Mormon missionaries generally arrive at an MTC with a foundation of religious knowledge gained from years of instruction at home and church. Many Mormon families study the Bible and other books of scripture together daily. Many youth also attend weekly high school and college religion courses the Church offers. And on top of this are weekly Mormon worship services, held on Sundays for three consecutive hours.
But it should be noted that MTCs provide a decidedly more rigorous curriculum rooted in gospel fundamentals.
The meat and drink of MTC life is daily practice teaching situations, intense gospel classroom instruction from teachers who are former missionaries, weekly devotional addresses from Church leaders and MTC staff, and weekly service opportunities. At some international MTCs, such as those in the Dominican Republic, the Philippines, Peru and Spain, missionaries also have opportunities to perform community service and proselytize outside the MTC with missionaries who have completed MTC training.
MTC gospel study and teaching practice is essential for missionaries to “teach and testify effectively and to experience the joy of missionary work” says President Kenneth Lynn Openshaw, president of the Argentina MTC.
Learning a Foreign Language
The Provo MTC teaches 56 languages, 31 of which require nine weeks of training (26 of those 31 are Asian or Eastern bloc languages). The 14 international MTCs teach a total of seven foreign languages. (International MTCs also provide native language training in 17 languages for missionaries not learning a second language.) Each instructor who teaches a language is either a native speaker or is fluent thanks to his or her own missionary service.
Speaking of the challenge missionaries face in learning a language, Church President Thomas S. Monson has said he “marvels at the devotion and total concentration of these young men and women as they grapple with the unfamiliar and learn the difficult.”
Although missionaries often have little or no prior experience in their assigned foreign language, outsiders note that they generally learn the languages well. As Col. Derek Tolman, commander of Utah National Guard’s linguistic unit, told The Salt Lake Tribune, MTCs are “excellent at teaching the fundamentals in a short time. The students are highly motivated, and the learning curve is amazing.”
Jenna Dewey, who teaches Spanish at the Provo and Mexico MTCs, says a key to language success is the purpose-driven curriculum.
“I help [missionaries] understand that it’s not just Spanish class, but it’s for a purpose,” Dewey says. “It has been incredible to help them see how much more it means [to them when we teach this way].”

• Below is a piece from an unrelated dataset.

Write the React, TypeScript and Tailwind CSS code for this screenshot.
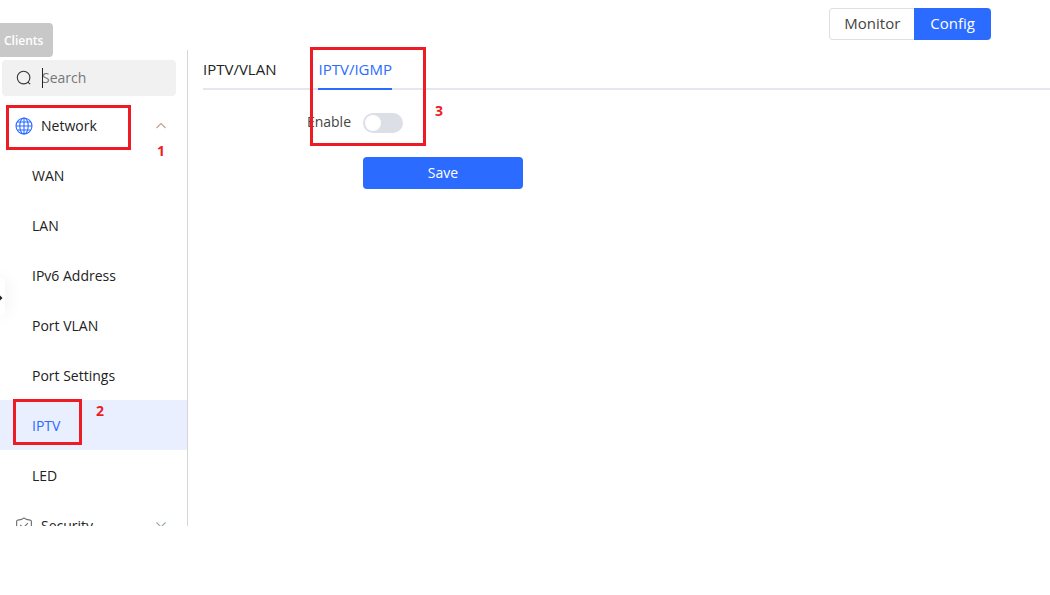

In addition to language instruction, teachers provide cultural training to help missionaries make a smoother transition into their assigned foreign country. “I think an ambassador — whether for a church or a country — needs to learn to love the people and the country in which they are serving,” President Pratt says.
Learning to Live on Their Own
In addition to preparing to share the gospel of Jesus Christ and learning a foreign language, missionaries in the MTC learn how to live on their own. For many of these 18- and 19-year-old men and women, the MTC is their first experience living away from home.
Missionaries (frequently with the help of family and friends) fund their own missions — an approximate cost of $10,000 to $12,000 per missionary. They also do their own laundry, exercise daily, eat nutritious meals provided by each MTC cafeteria and stay in touch with family and friends via weekly emails.
Following the pattern Jesus Christ established in the New Testament, full-time Mormon missionaries are sent out two by two (see Mark 6:7). They spend all day, every day, with an assigned companion (once they depart the MTC, companion changes occur every couple of months).
“They eat together, they are housed in homes and dorms together, they are roommates,” Sister Pratt says. “They grow to love one another quickly.” And these companionships allow these young men and women to “develop friendships that will span continents in the years to come,” Colombia MTC President Robert Dyer says.
Come to Prepare, Go Forth to Serve
Overall, the MTC experience of rigorous gospel, language and life training is designed to “help the young men and women entering the mission field to be better prepared in every way to serve,” Brazil MTC President Degn says.
Missionaries who receive this training agree.
“You arrive here and people are elders and sisters,” says Elder Shazer Isae Luis, who recently trained at the Mexico MTC. “They have a countenance that makes you say, ‘Wow!’ The image a missionary carries with him is very different. It feels magnificent.”